V8 Javascript Engine

This morning I noticed that Google Chrome dev 13.0.772.0 was out and the release notes show some nice progress. The latest V8 engine (3.3.8.1) as well as print preview are both nice. It's great to see them making progress.

Working on Serialization – Big Payoff Potential

Monday, May 23rd, 2011

Today it was all about serialization. The problem I've been having is that my tests hit the database for some 400,000+ instruments, and because of that, each test takes about 5 min to run. The database is not fast, but it's the fact that it might only take a minute to get the data, it's the fits and starts with iODBC that's hurtful, and the database is really in bad shape. So I decided this morning that if I could get serialization of my objects going, then I could use persistence, and that would make my tests a lot faster.

So today it's all about serialization.

It's not all that hard - just a lot of details and making sure things work properly. The big problem is that when working with instruments, there's a lot of references going on, and getting all that right in the serialization is non-trivial. Still, having seen it work for me time and again, it's definitely worth it.

At the end of the day, I had something that worked, but it took far too long to persist everything. I was serializing each instrument family (a stock and it's options) independently, and saving that to it's own mongoDB document. This was just too slow, as it was taking 30 sec to write out all the data. In the morning I'm going to pack things a little differently and put as much in a document as I can. This way, it's fewer, bigger documents, and not so many small ones.

Rewriting Lots of Code – It’s Stressful Work

Friday, May 20th, 2011

Today has been just a lot of code re-writing. It's all about not being hard enough on the more junior members of the team. I want to lead them down the path of doing the right thing, but along the way, it's painful when they keep missing the points I'm trying to make.
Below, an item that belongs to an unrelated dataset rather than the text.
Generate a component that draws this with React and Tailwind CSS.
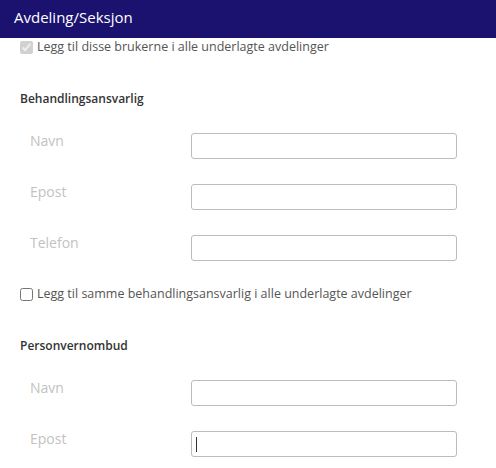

Documentation is easy to get right - it's what you're trying to do. Coding it up is a lot harder. But why then, is it that someone who isn't doing the latter, fails to do the former? I'm trying to teach them that rather than making two mistakes, get the documentation right and then you're only going to make one - max. I'm afraid it's just going to be a long and slow process.

But I'll get there, it's only a question of time.

The Argument for Process

Thursday, May 19th, 2011

I've been on a very accelerated timeline for a project that has the potential to make a very big impact to The Shop. But I've been amazed at the number of times that I've wanted to scream at the guys on my team about making sure they're doing the right things. I guess I take it for granted that developers know what it is they should be doing. In general, I've seen that not a lot of folks really do get it, and so it's clear why so many people fall back on process.

It's the way to ensure that things get done. But it's based on the idea that you don't really have skilled labor - you have a bunch of advanced beginners, and they need all the rules and regulations because that's how they code.

I understand why people push for this - it makes it appear that you can get good work out of marginally skilled workers. But you can't. Not really. The rules can't cover every possibility, and there will be things that fall in the cracks. There's no silver bullet - you have to have good, skilled people, and then you don't really need the rules.

Unfortunately, I'm not "there" yet. So I have to try to make the most with the people I've got.

Fantastic Progress on MarketMash – Request/Response System

Wednesday, May 18th, 2011

Today has been a hoot. I've gotten to the point that I'm able to glue in a major piece of the puzzle into the framework I've got: I can now load up the slice of the universe I need to cover and the clients can hit it and get what they need while at the same time not crashing the system with nasty allocation/deallocation errors. OK... there was a little bug hunting I had to do for that last part, but still - I got it.

The only thing I'm missing now is the ability to do the calculations and generate the messages. I'm letting another guy finish that and hopefully, he'll be done very soon and tomorrow I'll be able to have a complete functioning system. That would be great.

Great progress.

Google Chrome dev 13.0.767.1 is Out

Wednesday, May 18th, 2011

Google Chrome

This morning I saw that Google Chrome dev 13.0.767.1 was out with a few nice updates, and something I hadn't noticed in the past - significantly better restart rendering performance. I mean Wow! When I restarted 13.0.767.1 the first page was there. This is in start contrast to taking a few seconds to get that first visible page up. Now I don't know if it's just cached, and that's OK, but either way, the impression is that it's UP, and fast. Very nice UI choice.

Cleaning Up Another Mess

Tuesday, May 17th, 2011

Code Clean Up

Today I spent all day re-writing an instrument loader because over the course of the last two weeks the junior guy on the team that I handed this project to has made a complete and total mess of it. Each day, I asked him how things were going. Each day I got the same "looking good... almost done". Each day, I fear, it got a little worse. Finally, the project was waiting on him, and I had to step in.

I should have done so much earlier. My fault.

I like this guy, I really do, but this was a train wreck, and he should have asked for help after the first few days. There was shared state in the loader methods that would have failed had even two clients tried to load anything. In the tests he wrote and used, this never came up, but it took me less than 5 minutes to see this problem, and realize the depth of the problem.

This is the second guy on the team that I needed to put on test writing duty for a while. I should not have allowed it to get this bad, but I did, and that's my fault. I don't believe I shoulder all the blame, as I asked how it was going and he didn't speak up - but that's inexperience for you: overestimating their own skills, and underestimating the problems they face.

So today I was coding like a madman trying to get something that worked for the problem at hand. Thankfully, I got it working, but it took a full 13 hour day to do it. From here on out, I'm going to keep his work to finishing the skeletons that I write for him. That way, I can limit the damage.